BEGIN Available data

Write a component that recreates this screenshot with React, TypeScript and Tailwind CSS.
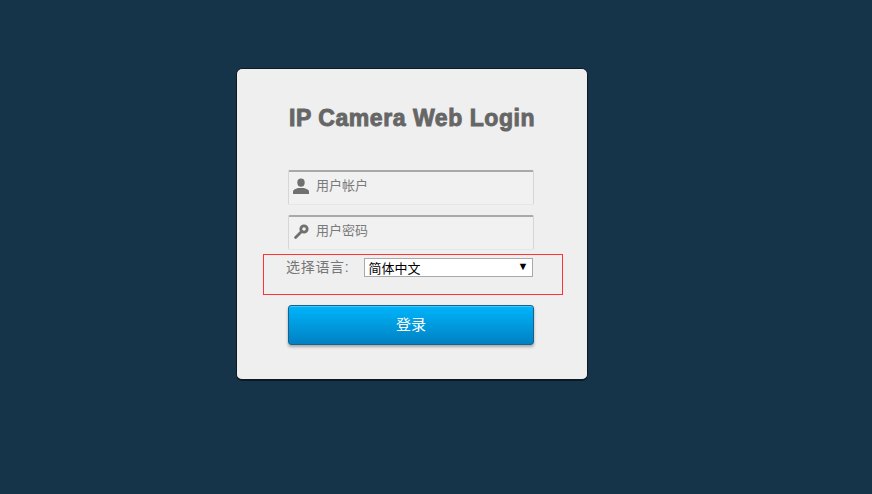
import { ReactNode } from "react";

const CJK = "font-['Liberation_Sans','Noto_Sans_CJK_SC',sans-serif]";

function LoginField({ icon, placeholder }: { icon: ReactNode; placeholder: string }) {
  return (
    <div className="flex h-[35px] w-[246px] items-center rounded-[2px] border border-t-2 border-[#e4e6e9] border-t-[#a9a9a9] border-r-[#d6d6d6] border-l-[#d6d6d6] bg-[#f1f1f1] pb-[6px]">
      <span className="ml-[2px] mt-[2px] flex w-[20px] justify-center text-[#707070]">{icon}</span>
      <span className="ml-[5px] text-[13px] leading-none text-[#7a7a7a]">{placeholder}</span>
    </div>
  );
}

function UserIcon() {
  return (
    <svg width="16" height="16" viewBox="0 0 16 16" fill="currentColor" aria-hidden="true">
      <ellipse cx="8" cy="4.6" rx="3.7" ry="4.2" />
      <path d="M0 16v-2.2c0-2.2 3-3.2 5.4-3.8h5.2c2.4.6 5.4 1.6 5.4 3.8V16z" />
    </svg>
  );
}

function KeyIcon() {
  return (
    <svg width="15" height="15" viewBox="0 0 15 15" fill="none" aria-hidden="true">
      <circle cx="10" cy="5" r="3.2" stroke="currentColor" strokeWidth="2.8" />
      <path d="M7.5 7.5 1.6 13.4" stroke="currentColor" strokeWidth="2.8" strokeLinecap="round" />
    </svg>
  );
}

export default function App() {
  return (
    <div className={`min-h-[494px] bg-[#153349] pl-[236px] pt-[68px] ${CJK}`}>
      <div className="h-[313px] w-[352px] rounded-[6px] border border-b-2 border-[#0c1a24] bg-[#efefef] pt-[34px]">
        <h1 className="ml-[52px] w-[250px] whitespace-nowrap font-['Liberation_Sans',sans-serif] text-[23px] font-bold leading-[30px] tracking-[0.55px] text-[#666] [-webkit-text-stroke:0.9px_#666]">
          IP Camera Web Login
        </h1>

        <div className="ml-[51px] mt-[37px] flex flex-col gap-[10px]">
          <LoginField icon={<UserIcon />} placeholder="用户帐户" />
          <LoginField icon={<KeyIcon />} placeholder="用户密码" />
        </div>

        <div className="ml-[26px] mt-[4px] flex h-[41px] w-[300px] items-start border border-[#ff3333] pt-[3px]">
          <span className="ml-[22px] mt-[1px] text-[14px] leading-[16px] tracking-[0.7px] text-[#777]">选择语言:</span>
          <div className="ml-[15px] flex h-[19px] w-[169px] items-center justify-between border border-[#a9a9a9] bg-white pl-[3px] pr-[4px]">
            <span className="mt-[2px] text-[13px] leading-none text-black">简体中文</span>
            <span className="mb-[3px] text-[11px] leading-none text-black">▼</span>
          </div>
        </div>

        <button
          type="button"
          className="ml-[51px] mt-[10px] flex h-[40px] w-[246px] items-center justify-center rounded-[3px] border border-[#17618c] bg-gradient-to-b from-[#00b5fb] to-[#0081c3] text-[15px] text-white shadow-[inset_0_1px_0_rgba(255,255,255,0.25),0_2px_3px_rgba(0,0,0,0.3)]"
        >
          登录
        </button>
      </div>
    </div>
  );
}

END Available data

Set problem
Exclude the pictures, and transcribe all of the material exactly.

Answer for the task
Write a component that recreates this screenshot with React, TypeScript and Tailwind CSS.
import { ReactNode } from "react";

const CJK = "font-['Liberation_Sans','Noto_Sans_CJK_SC',sans-serif]";

function LoginField({ icon, placeholder }: { icon: ReactNode; placeholder: string }) {
  return (
    <div className="flex h-[35px] w-[246px] items-center rounded-[2px] border border-t-2 border-[#e4e6e9] border-t-[#a9a9a9] border-r-[#d6d6d6] border-l-[#d6d6d6] bg-[#f1f1f1] pb-[6px]">
      <span className="ml-[2px] mt-[2px] flex w-[20px] justify-center text-[#707070]">{icon}</span>
      <span className="ml-[5px] text-[13px] leading-none text-[#7a7a7a]">{placeholder}</span>
    </div>
  );
}

function UserIcon() {
  return (
    <svg width="16" height="16" viewBox="0 0 16 16" fill="currentColor" aria-hidden="true">
      <ellipse cx="8" cy="4.6" rx="3.7" ry="4.2" />
      <path d="M0 16v-2.2c0-2.2 3-3.2 5.4-3.8h5.2c2.4.6 5.4 1.6 5.4 3.8V16z" />
    </svg>
  );
}

function KeyIcon() {
  return (
    <svg width="15" height="15" viewBox="0 0 15 15" fill="none" aria-hidden="true">
      <circle cx="10" cy="5" r="3.2" stroke="currentColor" strokeWidth="2.8" />
      <path d="M7.5 7.5 1.6 13.4" stroke="currentColor" strokeWidth="2.8" strokeLinecap="round" />
    </svg>
  );
}

export default function App() {
  return (
    <div className={`min-h-[494px] bg-[#153349] pl-[236px] pt-[68px] ${CJK}`}>
      <div className="h-[313px] w-[352px] rounded-[6px] border border-b-2 border-[#0c1a24] bg-[#efefef] pt-[34px]">
        <h1 className="ml-[52px] w-[250px] whitespace-nowrap font-['Liberation_Sans',sans-serif] text-[23px] font-bold leading-[30px] tracking-[0.55px] text-[#666] [-webkit-text-stroke:0.9px_#666]">
          IP Camera Web Login
        </h1>

        <div className="ml-[51px] mt-[37px] flex flex-col gap-[10px]">
          <LoginField icon={<UserIcon />} placeholder="用户帐户" />
          <LoginField icon={<KeyIcon />} placeholder="用户密码" />
        </div>

        <div className="ml-[26px] mt-[4px] flex h-[41px] w-[300px] items-start border border-[#ff3333] pt-[3px]">
          <span className="ml-[22px] mt-[1px] text-[14px] leading-[16px] tracking-[0.7px] text-[#777]">选择语言:</span>
          <div className="ml-[15px] flex h-[19px] w-[169px] items-center justify-between border border-[#a9a9a9] bg-white pl-[3px] pr-[4px]">
            <span className="mt-[2px] text-[13px] leading-none text-black">简体中文</span>
            <span className="mb-[3px] text-[11px] leading-none text-black">▼</span>
          </div>
        </div>

        <button
          type="button"
          className="ml-[51px] mt-[10px] flex h-[40px] w-[246px] items-center justify-center rounded-[3px] border border-[#17618c] bg-gradient-to-b from-[#00b5fb] to-[#0081c3] text-[15px] text-white shadow-[inset_0_1px_0_rgba(255,255,255,0.25),0_2px_3px_rgba(0,0,0,0.3)]"
        >
          登录
        </button>
      </div>
    </div>
  );
}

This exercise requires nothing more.